The solution is, as mentioned at the start, simple. Use a bookmark.

I don’t mean to just “save it as a bookmark,” as I’ve already done that. The bookmark mentality, I mean, is to strategically “save” the content in a way that is similar to a physical book’s bookmark.

Save my spot. I just edit my bookmark title to include the general timestamp (e.g., 52:00 or 52m) so that I know where to pick up where I left off last time.

It’s nothing fancy, but it’s been tremendously helpful in freeing up my brain to step away. I don’t feel compelled to “stick it through for the rest of the hour.” Just like a book, I can put it back on the bookshelf (folder) and resume it later, and can go through other books (videos) as I please, allowing me to only watch content as it’s relevant/motivating, and stop when it’s not.

Since this syncs to all my other devices, I can start listening to an interview at home, and resume it through my car’s audio as I’m driving to and from the studio (which is a great time to get through shorter long-form content that is 20-40 minutes or less).
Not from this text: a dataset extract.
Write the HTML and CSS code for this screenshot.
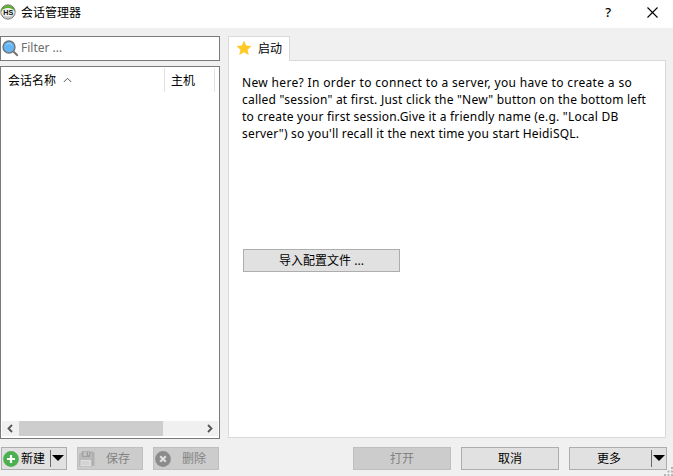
FILE: index.html
```html
<!DOCTYPE html>
<html lang="zh-CN">
<head>
<meta charset="utf-8">
<title>会话管理器</title>
<link rel="stylesheet" href="styles.css">
</head>
<body>
<header class="titlebar">
  <svg class="logo" width="16" height="16" viewBox="0 0 16 16">
    <defs><linearGradient id="ring" x1="0" y1="0" x2="0" y2="1"><stop offset="0" stop-color="#6abf35"/><stop offset=".4" stop-color="#4b9d2a"/><stop offset=".55" stop-color="#d8d8d8"/><stop offset="1" stop-color="#bdbdbd"/></linearGradient></defs>
    <circle cx="8" cy="8" r="7.2" fill="url(#ring)" stroke="#777" stroke-width=".9"/>
    <ellipse cx="8" cy="8.2" rx="6.5" ry="4.2" fill="#f0f2ee"/>
    <text x="3.2" y="11" class="logo-text" textLength="10" lengthAdjust="spacingAndGlyphs">HS</text>
  </svg>
  <h1>会话管理器</h1>
  <span class="help">?</span>
  <svg class="close" width="11" height="11" viewBox="0 0 11 11"><path d="M.5.5l10 10M10.5.5l-10 10" stroke="#000" stroke-width="1.1"/></svg>
</header>
<main class="content">
  <section class="sidebar">
    <div class="filter">
      <svg width="17" height="17" viewBox="0 0 17 17"><path d="M11 11l4.7 4.7" stroke="#747474" stroke-width="2"/><circle cx="7" cy="7" r="6" fill="#64b5f6" stroke="#707478" stroke-width="1.4"/><path d="M3.8 5.2Q7 1.8 10.2 5.2" fill="none" stroke="#a5d5fa"/></svg>
      <span>Filter ...</span>
    </div>
    <div class="list">
      <div class="columns">
        <div class="col name">会话名称<svg width="9" height="6" viewBox="0 0 9 6"><path d="M.8 5l3.7-3.7L8.2 5" fill="none" stroke="#555"/></svg></div>
        <div class="col host">主机</div>
      </div>
      <div class="scroll">
        <svg width="17" height="15" viewBox="0 0 17 15"><path d="M10 4L6.5 7.5 10 11" fill="none" stroke="#555" stroke-width="1.8"/></svg>
        <div class="thumb"></div>
        <svg class="right" width="17" height="15" viewBox="0 0 17 15"><path d="M7 4l3.5 3.5L7 11" fill="none" stroke="#555" stroke-width="1.8"/></svg>
      </div>
    </div>
  </section>
  <section class="pages">
    <div class="tab">
      <svg width="16" height="16" viewBox="0 0 16 16"><path d="M8 .6l2.2 4.9 5.3.6-3.9 3.6 1.1 5.3L8 12.3 3.3 15l1.1-5.3L.5 6.1l5.3-.6z" fill="#ffca28"/></svg>
      <span>启动</span>
    </div>
    <div class="panel">
      <p class="intro">
        <span class="l1">New here? In order to connect to a server, you have to create a so</span>
        <span class="l2">called "session" at first. Just click the "New" button on the bottom left</span>
        <span class="l3">to create your first session.Give it a friendly name (e.g. "Local DB</span>
        <span class="l4">server") so you'll recall it the next time you start HeidiSQL.</span>
      </p>
      <button class="btn import">导入配置文件 ...</button>
    </div>
  </section>
</main>
<footer class="actions">
  <button class="btn small new">
    <svg width="16" height="16" viewBox="0 0 16 16"><circle cx="8" cy="8" r="7.9" fill="#4caf50"/><path d="M8 4v8M4 8h8" stroke="#fff" stroke-width="2.2"/></svg>
    <span>新建</span>
    <i class="split"></i>
    <svg class="arrow" width="12" height="6" viewBox="0 0 12 6"><path d="M0 0h12L6 6z"/></svg>
  </button>
  <button class="btn small disabled" disabled>
    <svg width="16" height="16" viewBox="0 0 16 16"><path d="M1 3L3 .5h11.5L15.5 2v13H1z" fill="#b0b0b0"/><path d="M0 3h13v12.5H0z" fill="#b9b9b9"/><path d="M3 .5h8V6H3z" fill="#a0a0a0"/><path d="M4.5 1h3v4h-3zM9 1h1v3H9z" fill="#c5c5c5"/><path d="M1.5 9H12v6H1.5z" fill="#dedede"/><path d="M2.5 11h8M2.5 13h8" stroke="#c8c8c8"/></svg>
    <span>保存</span>
  </button>
  <button class="btn small disabled" disabled>
    <svg width="16" height="16" viewBox="0 0 16 16"><circle cx="8" cy="8" r="7.9" fill="#8b8b8b"/><path d="M5.2 5.2l5.6 5.6M10.8 5.2l-5.6 5.6" stroke="#dedede" stroke-width="2.2"/></svg>
    <span>删除</span>
  </button>
  <button class="btn wide open disabled" disabled>打开</button>
  <button class="btn wide">取消</button>
  <button class="btn wide more">
    <span>更多</span>
    <i class="split"></i>
    <svg class="arrow" width="12" height="6" viewBox="0 0 12 6"><path d="M0 0h12L6 6z"/></svg>
  </button>
</footer>
<svg class="grip" width="9" height="9" viewBox="0 0 9 9"><path d="M7 0h2v2H7zM3.5 3.5h2v2h-2zM7 3.5h2v2H7zM0 7h2v2H0zM3.5 7h2v2h-2zM7 7h2v2H7z" fill="#b5b5b5"/></svg>
</body>
</html>
```
FILE: styles.css
```css
* { box-sizing: border-box; }
body {
  margin: 0;
  width: 673px;
  height: 476px;
  overflow: hidden;
  background: #f0f0f0;
  color: #000;
  font: 12px/17px "Noto Sans", "Noto Sans CJK SC", sans-serif;
  display: flex;
  flex-direction: column;
}
svg { display: block; flex: none; }
.titlebar {
  height: 28px;
  flex: none;
  background: #fff;
  display: flex;
  align-items: center;
  padding: 0 15px 4px 0;
}
.logo-text { font: bold 8px "Liberation Sans", sans-serif; fill: #111; }
.titlebar h1 { margin: 0 auto 0 5px; font-size: 12px; font-weight: 400; }
.help { font-size: 13px; font-weight: 500; margin-right: 36px; }
.content { display: flex; gap: 8px; height: 411px; padding-top: 8px; flex: none; }
.sidebar { width: 220px; display: flex; flex-direction: column; gap: 5px; }
.filter {
  height: 25px;
  background: #fff;
  border: 1px solid #7a7a7a;
  display: flex;
  align-items: center;
  gap: 2px;
  padding-left: 1px;
  color: #6d6d6d;
}
.filter span { padding-bottom: 2px; }
.list {
  flex: 1;
  background: #fff;
  border: 1px solid #7a7a7a;
  display: flex;
  flex-direction: column;
  justify-content: space-between;
  padding: 1px;
}
.columns { display: flex; height: 24px; }
.col { border-right: 1px solid #e2e2e2; display: flex; align-items: center; padding-left: 6px; }
.name { width: 163px; gap: 7px; }
.host { width: 50px; }
.scroll { height: 15px; margin-bottom: 1px; background: #f0f0f0; display: flex; }
.thumb { width: 144px; background: #cdcdcd; }
.right { margin-left: auto; }
.pages { width: 438px; display: flex; flex-direction: column; }
.tab {
  width: 62px;
  height: 25px;
  background: #fff;
  border: 1px solid #d9d9d9;
  border-bottom: 0;
  display: flex;
  align-items: center;
  gap: 6px;
  padding: 0 0 2px 7px;
  position: relative;
  z-index: 1;
}
.panel {
  height: 378px;
  margin-top: -1px;
  background: #fff;
  border: 1px solid #d9d9d9;
  padding: 13px 13px;
}
.intro { margin: 0 0 107px; white-space: nowrap; }
.intro span { display: block; width: max-content; }
.l1 { letter-spacing: .34px; }
.l2 { letter-spacing: .22px; }
.l3 { letter-spacing: .21px; }
.l4 { letter-spacing: .18px; }
.btn {
  height: 23px;
  margin: 0;
  padding: 0;
  border: 1px solid #adadad;
  border-radius: 0;
  background: #e1e1e1;
  color: #000;
  font: inherit;
}
.import { width: 157px; margin-left: 1px; display: block; }
.actions { display: flex; gap: 10px; padding: 8px 0 0 1px; }
.small { width: 66px; display: flex; align-items: center; padding-left: 1px; }
.small.disabled { padding-left: 2px; }
.small.disabled svg { margin-left: -1px; }
.small.disabled span { flex: 1; padding-right: 1px; }
.new span { margin-left: 2px; }
.split { width: 1px; height: 17px; background: #696969; }
.new .split { margin: 0 1px 0 5px; }
.arrow { margin-bottom: 2px; }
.wide { width: 98px; }
.open { margin-left: 124px; }
.more { display: flex; align-items: center; }
.more span { width: 78px; }
.more .split { margin: 0 1px 0 3px; }
.disabled { background: #ccc; border-color: #bfbfbf; color: #838383; }
.grip { position: absolute; right: 0; bottom: 0; }
```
Through both of these methods, I’m finding myself spending less time scrolling, less time consuming content back-to-back, and more time listening to content when I’m doing something productive that doesn’t require writing/speaking/reading/deep-thought (such as decluttering, organizing, sorting through physical folders, doing receipts, etc.). And in general, I’m not as attached to my computer, because I’ve calmed that anxious part of my brain that “that content will be there when I’m ready for it.” It’s not going into the void of my digital assets, and instead going right into that curated little Consume/content folder.